- Supplied information -

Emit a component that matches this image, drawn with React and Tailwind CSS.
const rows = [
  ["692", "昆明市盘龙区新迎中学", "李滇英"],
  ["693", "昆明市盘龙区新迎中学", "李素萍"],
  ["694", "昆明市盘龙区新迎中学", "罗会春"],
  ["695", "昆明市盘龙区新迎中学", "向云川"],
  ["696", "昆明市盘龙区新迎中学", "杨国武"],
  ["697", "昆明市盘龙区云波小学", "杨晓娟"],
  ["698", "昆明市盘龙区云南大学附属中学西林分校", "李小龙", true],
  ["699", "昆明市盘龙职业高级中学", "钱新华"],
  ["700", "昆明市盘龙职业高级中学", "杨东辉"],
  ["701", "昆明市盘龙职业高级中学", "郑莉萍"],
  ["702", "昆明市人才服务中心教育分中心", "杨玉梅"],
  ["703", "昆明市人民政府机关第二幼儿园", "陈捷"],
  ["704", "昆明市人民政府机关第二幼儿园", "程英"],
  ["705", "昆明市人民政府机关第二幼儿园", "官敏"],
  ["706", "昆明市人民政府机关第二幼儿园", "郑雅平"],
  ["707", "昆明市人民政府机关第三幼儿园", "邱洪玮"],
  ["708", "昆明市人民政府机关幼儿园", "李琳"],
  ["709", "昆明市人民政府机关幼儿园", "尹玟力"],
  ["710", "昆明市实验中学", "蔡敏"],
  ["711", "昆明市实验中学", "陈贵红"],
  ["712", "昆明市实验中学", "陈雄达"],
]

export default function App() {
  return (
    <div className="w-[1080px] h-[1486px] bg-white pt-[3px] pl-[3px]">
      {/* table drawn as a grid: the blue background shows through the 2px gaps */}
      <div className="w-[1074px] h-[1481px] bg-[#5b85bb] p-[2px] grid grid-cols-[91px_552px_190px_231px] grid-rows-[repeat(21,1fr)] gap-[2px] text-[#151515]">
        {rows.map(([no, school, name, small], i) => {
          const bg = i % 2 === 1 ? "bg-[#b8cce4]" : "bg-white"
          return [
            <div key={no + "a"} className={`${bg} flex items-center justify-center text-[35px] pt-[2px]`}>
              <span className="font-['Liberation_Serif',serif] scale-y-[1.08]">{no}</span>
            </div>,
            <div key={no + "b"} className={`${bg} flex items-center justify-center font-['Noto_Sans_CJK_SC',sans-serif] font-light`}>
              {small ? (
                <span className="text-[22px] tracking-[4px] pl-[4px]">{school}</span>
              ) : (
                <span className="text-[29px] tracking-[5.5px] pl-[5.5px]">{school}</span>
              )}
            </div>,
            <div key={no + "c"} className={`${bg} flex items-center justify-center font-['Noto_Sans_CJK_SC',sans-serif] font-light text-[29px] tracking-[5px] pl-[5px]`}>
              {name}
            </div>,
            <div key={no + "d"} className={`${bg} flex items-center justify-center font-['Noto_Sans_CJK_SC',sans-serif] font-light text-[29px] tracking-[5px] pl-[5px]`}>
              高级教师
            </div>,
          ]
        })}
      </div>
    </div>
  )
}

- What is asked -
Repeat the material above in full, quoting it exactly.

- Result -
Emit a component that matches this image, drawn with React and Tailwind CSS.
const rows = [
  ["692", "昆明市盘龙区新迎中学", "李滇英"],
  ["693", "昆明市盘龙区新迎中学", "李素萍"],
  ["694", "昆明市盘龙区新迎中学", "罗会春"],
  ["695", "昆明市盘龙区新迎中学", "向云川"],
  ["696", "昆明市盘龙区新迎中学", "杨国武"],
  ["697", "昆明市盘龙区云波小学", "杨晓娟"],
  ["698", "昆明市盘龙区云南大学附属中学西林分校", "李小龙", true],
  ["699", "昆明市盘龙职业高级中学", "钱新华"],
  ["700", "昆明市盘龙职业高级中学", "杨东辉"],
  ["701", "昆明市盘龙职业高级中学", "郑莉萍"],
  ["702", "昆明市人才服务中心教育分中心", "杨玉梅"],
  ["703", "昆明市人民政府机关第二幼儿园", "陈捷"],
  ["704", "昆明市人民政府机关第二幼儿园", "程英"],
  ["705", "昆明市人民政府机关第二幼儿园", "官敏"],
  ["706", "昆明市人民政府机关第二幼儿园", "郑雅平"],
  ["707", "昆明市人民政府机关第三幼儿园", "邱洪玮"],
  ["708", "昆明市人民政府机关幼儿园", "李琳"],
  ["709", "昆明市人民政府机关幼儿园", "尹玟力"],
  ["710", "昆明市实验中学", "蔡敏"],
  ["711", "昆明市实验中学", "陈贵红"],
  ["712", "昆明市实验中学", "陈雄达"],
]

export default function App() {
  return (
    <div className="w-[1080px] h-[1486px] bg-white pt-[3px] pl-[3px]">
      {/* table drawn as a grid: the blue background shows through the 2px gaps */}
      <div className="w-[1074px] h-[1481px] bg-[#5b85bb] p-[2px] grid grid-cols-[91px_552px_190px_231px] grid-rows-[repeat(21,1fr)] gap-[2px] text-[#151515]">
        {rows.map(([no, school, name, small], i) => {
          const bg = i % 2 === 1 ? "bg-[#b8cce4]" : "bg-white"
          return [
            <div key={no + "a"} className={`${bg} flex items-center justify-center text-[35px] pt-[2px]`}>
              <span className="font-['Liberation_Serif',serif] scale-y-[1.08]">{no}</span>
            </div>,
            <div key={no + "b"} className={`${bg} flex items-center justify-center font-['Noto_Sans_CJK_SC',sans-serif] font-light`}>
              {small ? (
                <span className="text-[22px] tracking-[4px] pl-[4px]">{school}</span>
              ) : (
                <span className="text-[29px] tracking-[5.5px] pl-[5.5px]">{school}</span>
              )}
            </div>,
            <div key={no + "c"} className={`${bg} flex items-center justify-center font-['Noto_Sans_CJK_SC',sans-serif] font-light text-[29px] tracking-[5px] pl-[5px]`}>
              {name}
            </div>,
            <div key={no + "d"} className={`${bg} flex items-center justify-center font-['Noto_Sans_CJK_SC',sans-serif] font-light text-[29px] tracking-[5px] pl-[5px]`}>
              高级教师
            </div>,
          ]
        })}
      </div>
    </div>
  )
}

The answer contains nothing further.